Software and Device Updates

The software and operating systems that you rely on every day are more vulnerable to attacks when they’re outdated. Updating improves a user’s experience, fixes bugs and updates the security protections. Criminals look for obsolete systems and apps because they require less work to infiltrate. By setting up all of your devices and programs to automatically update during off-hours, you can avoid the frequent messages that pop up on your devices and computer.

If you have old social media accounts or e-commerce sites that you barely use, you can cancel them to avoid having your data stolen by hackers. Old sites may have your social security number, bank account numbers or tax information stored in their systems with few security protections.


Password Protection

You’ve probably heard several conflicting recommendations concerning the proper way to develop and protect your passwords. It’s true that using the word “guest” or 1234 are not strong passwords, but you don’t have to worry too much about a password’s complexity. By using different passwords with multiple number and letter combinations for each account, you’ve minimized the possibility of a hacker guessing your password and accessing your system. To protect your passwords from physical theft, avoid storing them in wallets, vehicles or pocketbooks. Some criminals rely on burglaries to steal your data, and your unlocked car or misplaced wallet are coveted targets. A safe, safety deposit box or locked cabinet are suitable locations for your passwords.

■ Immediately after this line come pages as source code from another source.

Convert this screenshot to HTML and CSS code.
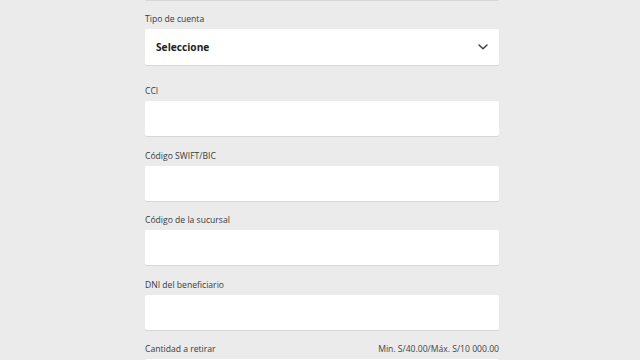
FILE: index.html
```html
<!DOCTYPE html>
<html lang="es">
<head>
    <meta charset="UTF-8">
    <meta name="viewport" content="width=device-width, initial-scale=1.0">
    <title>Retirar</title>
    <link rel="stylesheet" href="styles.css">
</head>
<body>

<div class="form">
    <div class="field">
        <div class="box"></div>
    </div>

    <div class="field field-select">
        <label class="label" for="tipoCuenta">Tipo de cuenta</label>
        <div class="box select" id="tipoCuenta">
            <span class="select-text">Seleccione</span>
            <svg class="chevron" width="12" height="8" viewBox="0 0 12 8">
                <path d="M2 2 L6 5.8 L10 2" fill="none" stroke="#3a3a3a" stroke-width="1.4" stroke-linecap="round" stroke-linejoin="round"/>
            </svg>
        </div>
    </div>

    <div class="field">
        <label class="label" for="cci">CCI</label>
        <input class="box" type="text" id="cci">
    </div>

    <div class="field">
        <label class="label" for="swift">Código SWIFT/BIC</label>
        <input class="box" type="text" id="swift">
    </div>

    <div class="field">
        <label class="label" for="sucursal">Código de la sucursal</label>
        <input class="box" type="text" id="sucursal">
    </div>

    <div class="field">
        <label class="label" for="dni">DNI del beneficiario</label>
        <input class="box" type="text" id="dni">
    </div>

    <div class="field">
        <div class="label-row">
            <label class="label" for="cantidad">Cantidad a retirar</label>
            <span class="label limits">Min. S/40.00/Máx. S/10 000.00</span>
        </div>
        <input class="box" type="text" id="cantidad">
    </div>
</div>

</body>
</html>
```

FILE: styles.css
```css
body {
    background-color: #ebebeb;
    color: #333333;
    font-family: "Open Sans", "Noto Sans", Arial, sans-serif;
    margin: 0;
    padding: 0;
    overflow: hidden;
}

.form {
    width: 354px;
    margin-left: 145px;
    margin-top: -35px;
    display: flex;
    flex-direction: column;
}

.field {
    display: flex;
    flex-direction: column;
    margin-bottom: 12.4px;
}

.field-select {
    margin-bottom: 19px;
}

.label {
    display: block;
    font-size: 8.6px;
    line-height: 14px;
    color: #3a3a3a;
    margin-bottom: 3px;
}

.label-row {
    display: flex;
    justify-content: space-between;
}

.limits {
    color: #444444;
}

.box {
    box-sizing: border-box;
    height: 35px;
    width: 100%;
    background-color: #ffffff;
    border: none;
    border-radius: 2px;
    box-shadow: 0 1px 0 #d6d6d6;
    outline: none;
    padding: 0 11px;
    font-family: inherit;
}

.select {
    height: 36px;
    display: flex;
    align-items: center;
    justify-content: space-between;
}

.select-text {
    font-size: 10.2px;
    font-weight: 700;
    color: #222222;
}

.chevron {
    margin-right: -1px;
}
```
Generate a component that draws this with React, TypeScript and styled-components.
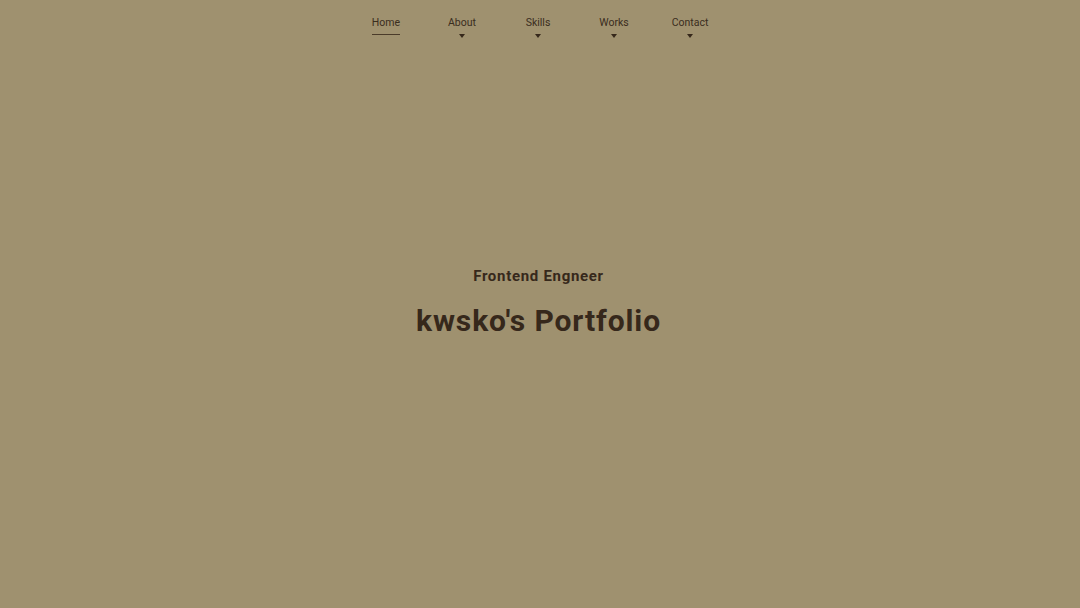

Most e-commerce sites offer multi-factor authentication (MFA) to strengthen your password and protect your data. You have to provide two or more additional documents to verify your identity, and if you forget your password, you can use MFA to recover your data and reset the password.


Cloud Storage

The previous techniques can protect your data online, but no security firm or behavior change can guarantee 100% protection. If a cyberattack occurs at your business or home, you should be prepared to respond to it. An attack can cripple systems and corrupt data that cannot be recovered. By backing up your information with a cloud, you can recover all your data if a hacker strikes. Your hard drives may be corrupted, but you can remotely download your cloud data to get back to business.


Protecting your online identity and data may not be as daunting as it may seem, and with the previous suggestions, you can browse online without worrying about the possibility of a cyberattack.